While stock manias are certainly fun as
American tech investors can attest to, they always
eventually end badly. Large rates of gain simply
cannot be sustained mathematically because soon
all the capital in the world would be sucked into
the mania market's exponential growth. So sooner
or later all stock manias fail, typically with a
sharp crash.
From May 29 to June 4, just
four trading days, the SSEC plunged a brutal 15%
on a closing basis. In some ways this looks like
the start of a collapse technically, but bubble
tops are notoriously tricky to navigate as
Shanghai's fleeting late February swoon showed.

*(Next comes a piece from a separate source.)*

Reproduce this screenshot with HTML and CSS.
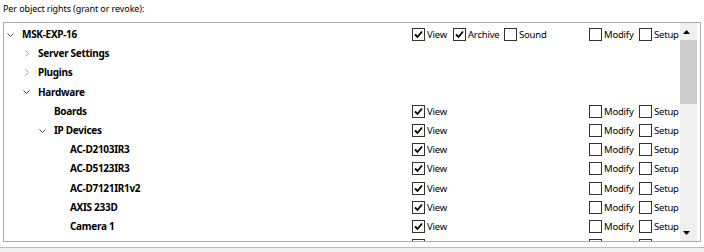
FILE: index.html
```html
<!DOCTYPE html>
<html lang="en">
  <head>
    <meta charset="UTF-8" />
    <title>Per object rights</title>
    <link rel="stylesheet" href="styles.css">
  </head>
  <body>
    <div class="caption">Per object rights (grant or revoke):</div>

    <div class="panel">
      <div class="tree">
        <div class="row lvl0">
          <span class="twisty open"><svg width="7" height="4" viewBox="0 0 7 4"><path d="M0.5 0.5 L3.5 3.5 L6.5 0.5" /></svg></span>
          <span class="name">MSK-EXP-16</span>
          <label class="perm p-view"><span class="cb on"><svg viewBox="0 0 11 11"><path d="M2 5.5 L4.5 8 L9 2.5" /></svg></span>View</label>
          <label class="perm p-archive"><span class="cb on"><svg viewBox="0 0 11 11"><path d="M2 5.5 L4.5 8 L9 2.5" /></svg></span>Archive</label>
          <label class="perm p-sound"><span class="cb"></span>Sound</label>
          <label class="perm p-modify"><span class="cb"></span>Modify</label>
          <label class="perm p-setup"><span class="cb"></span>Setup</label>
        </div>

        <div class="row lvl1">
          <span class="twisty shut"><svg width="4" height="7" viewBox="0 0 4 7"><path d="M0.5 0.5 L3.5 3.5 L0.5 6.5" /></svg></span>
          <span class="name">Server Settings</span>
        </div>

        <div class="row lvl1">
          <span class="twisty shut"><svg width="4" height="7" viewBox="0 0 4 7"><path d="M0.5 0.5 L3.5 3.5 L0.5 6.5" /></svg></span>
          <span class="name">Plugins</span>
        </div>

        <div class="row lvl1">
          <span class="twisty open"><svg width="7" height="4" viewBox="0 0 7 4"><path d="M0.5 0.5 L3.5 3.5 L6.5 0.5" /></svg></span>
          <span class="name">Hardware</span>
        </div>

        <div class="row lvl2">
          <span class="twisty"></span>
          <span class="name">Boards</span>
          <label class="perm p-view"><span class="cb on"><svg viewBox="0 0 11 11"><path d="M2 5.5 L4.5 8 L9 2.5" /></svg></span>View</label>
          <label class="perm p-modify"><span class="cb"></span>Modify</label>
          <label class="perm p-setup"><span class="cb"></span>Setup</label>
        </div>

        <div class="row lvl2">
          <span class="twisty open"><svg width="7" height="4" viewBox="0 0 7 4"><path d="M0.5 0.5 L3.5 3.5 L6.5 0.5" /></svg></span>
          <span class="name">IP Devices</span>
          <label class="perm p-view"><span class="cb on"><svg viewBox="0 0 11 11"><path d="M2 5.5 L4.5 8 L9 2.5" /></svg></span>View</label>
          <label class="perm p-modify"><span class="cb"></span>Modify</label>
          <label class="perm p-setup"><span class="cb"></span>Setup</label>
        </div>

        <div class="row lvl3">
          <span class="twisty"></span>
          <span class="name">AC-D2103IR3</span>
          <label class="perm p-view"><span class="cb on"><svg viewBox="0 0 11 11"><path d="M2 5.5 L4.5 8 L9 2.5" /></svg></span>View</label>
          <label class="perm p-modify"><span class="cb"></span>Modify</label>
          <label class="perm p-setup"><span class="cb"></span>Setup</label>
        </div>

        <div class="row lvl3">
          <span class="twisty"></span>
          <span class="name">AC-D5123IR3</span>
          <label class="perm p-view"><span class="cb on"><svg viewBox="0 0 11 11"><path d="M2 5.5 L4.5 8 L9 2.5" /></svg></span>View</label>
          <label class="perm p-modify"><span class="cb"></span>Modify</label>
          <label class="perm p-setup"><span class="cb"></span>Setup</label>
        </div>

        <div class="row lvl3">
          <span class="twisty"></span>
          <span class="name">AC-D7121IR1v2</span>
          <label class="perm p-view"><span class="cb on"><svg viewBox="0 0 11 11"><path d="M2 5.5 L4.5 8 L9 2.5" /></svg></span>View</label>
          <label class="perm p-modify"><span class="cb"></span>Modify</label>
          <label class="perm p-setup"><span class="cb"></span>Setup</label>
        </div>

        <div class="row lvl3">
          <span class="twisty"></span>
          <span class="name">AXIS 233D</span>
          <label class="perm p-view"><span class="cb on"><svg viewBox="0 0 11 11"><path d="M2 5.5 L4.5 8 L9 2.5" /></svg></span>View</label>
          <label class="perm p-modify"><span class="cb"></span>Modify</label>
          <label class="perm p-setup"><span class="cb"></span>Setup</label>
        </div>

        <div class="row lvl3">
          <span class="twisty"></span>
          <span class="name">Camera 1</span>
          <label class="perm p-view"><span class="cb on"><svg viewBox="0 0 11 11"><path d="M2 5.5 L4.5 8 L9 2.5" /></svg></span>View</label>
          <label class="perm p-modify"><span class="cb"></span>Modify</label>
          <label class="perm p-setup"><span class="cb"></span>Setup</label>
        </div>

        <div class="row lvl3">
          <span class="twisty"></span>
          <span class="name"></span>
          <span class="perm p-view"><span class="cb"></span></span>
          <span class="perm p-modify"><span class="cb"></span></span>
          <span class="perm p-setup"><span class="cb"></span></span>
        </div>
      </div>

      <div class="scrollbar">
        <span class="arrow"><svg width="7" height="4" viewBox="0 0 7 4"><path d="M0 4 L3.5 0 L7 4 Z" /></svg></span>
        <div class="track">
          <div class="thumb"></div>
        </div>
        <span class="arrow"><svg width="7" height="4" viewBox="0 0 7 4"><path d="M0 0 L3.5 4 L7 0 Z" /></svg></span>
      </div>
    </div>

    <div class="footer"></div>
  </body>
</html>
```

FILE: styles.css
```css
:root {
  --text: #000;
  --border: #acacac;
  --box: #333;
  --track: #f0f0f0;
  --thumb: #cdcdcd;
  --arrow: #000;
}

* {
  margin: 0;
  padding: 0;
  box-sizing: border-box;
}

html,
body {
  height: 100%;
}

body {
  display: flex;
  flex-direction: column;
  background: #fff;
  color: var(--text);
  font-family: "Noto Sans", "Open Sans", sans-serif;
  font-size: 10px;
  overflow: hidden;
}

.caption {
  height: 22px;
  padding: 1px 0 0 3px;
  font-size: 9px;
  letter-spacing: -0.1px;
  line-height: 15px;
}

.panel {
  display: flex;
  height: 220px;
  margin: 0 3px;
  border: 1px solid var(--border);
}

.tree {
  flex: 1;
  padding-top: 2px;
  overflow: hidden;
}

.row {
  display: grid;
  grid-template-columns: 18px 390px 41px 51px 85px 50px 1fr;
  align-items: center;
  height: 19.2px;
  white-space: nowrap;
}

.lvl1 {
  padding-left: 16px;
  grid-template-columns: 18px 374px 41px 51px 85px 50px 1fr;
}

.lvl2 {
  padding-left: 32px;
  grid-template-columns: 18px 358px 41px 51px 85px 50px 1fr;
}

.lvl3 {
  padding-left: 48px;
  grid-template-columns: 18px 342px 41px 51px 85px 50px 1fr;
}

.twisty {
  display: flex;
  align-items: center;
  height: 100%;
}

.twisty svg {
  fill: none;
  stroke-width: 1;
}

.twisty.open {
  padding-left: 3px;
}

.twisty.open svg {
  stroke: #404040;
}

.twisty.shut {
  padding-left: 5px;
}

.twisty.shut svg {
  stroke: #a6a6a6;
}

.name {
  font-weight: 700;
  letter-spacing: -0.3px;
  line-height: 15px;
}

.perm {
  display: flex;
  align-items: center;
  gap: 2px;
  font-size: 9.5px;
  letter-spacing: -0.2px;
  line-height: 15px;
}

.p-view {
  grid-column: 3;
}

.p-archive {
  grid-column: 4;
}

.p-sound {
  grid-column: 5;
}

.p-modify {
  grid-column: 6;
}

.p-setup {
  grid-column: 7;
}

.cb {
  display: flex;
  align-items: center;
  justify-content: center;
  width: 13px;
  height: 13px;
  border: 1px solid var(--box);
  background: #fff;
}

.cb svg {
  width: 11px;
  height: 11px;
  fill: none;
  stroke: #000;
  stroke-width: 1.8;
}

.scrollbar {
  display: flex;
  flex-direction: column;
  width: 17px;
  margin-right: 3px;
  background: var(--track);
}

.arrow {
  display: flex;
  align-items: center;
  justify-content: center;
  height: 17px;
  padding-right: 4px;
}

.arrow svg {
  fill: var(--arrow);
}

.track {
  flex: 1;
}

.thumb {
  height: 64px;
  background: var(--thumb);
}

.footer {
  flex: 1;
  margin-top: 5px;
  border-top: 1px solid #b4bcc8;
  background: var(--track);
}
```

Only time will tell whether this is the beginning
of the end of this mania or just another hiccup on
the way higher. Either way, the end is inevitable
at some point here.
While the stock mania
in China is fascinating to study, stocks are not
the only market for capital in China. Just like
the rest of the world, Chinese investors have
investment alternatives. One in particular, gold,
is exceptionally interesting at this moment in
time. In Western stock-market history when stock
manias collapse, gold tends to soar as stock
investors flee the imploding bubble. Will the East
mimic this behavior?
Believe it or not,
buying gold is not a problem in China. The Chinese
have a millennia-old cultural affinity for gold
and have long bought physical gold from local
shops, whether it happened to be legal at the time
or not. And the Chinese central bank recently gave
preliminary approval for the Shanghai Gold
Exchange to launch gold futures trading. So
Chinese investors' conduits for investing in gold
are growing.
Stock market issues aside,
gold trading in China is thriving. In January, the
Shanghai Gold Exchange reported its gold trading
volume soared 73% year over year. On February 18,
Chinese New Year, the Year of the Golden Pig
dawned. While a normal Year of the Pig hits every
12 years on the Chinese calendar, a Golden Pig is
far rarer. This is the first one in either 60
years or 600 years, depending on which Chinese
calendar expert is consulted. A Golden Pig year is
believed to offer extremely good fortune, and
during one the Chinese buy gold to celebrate.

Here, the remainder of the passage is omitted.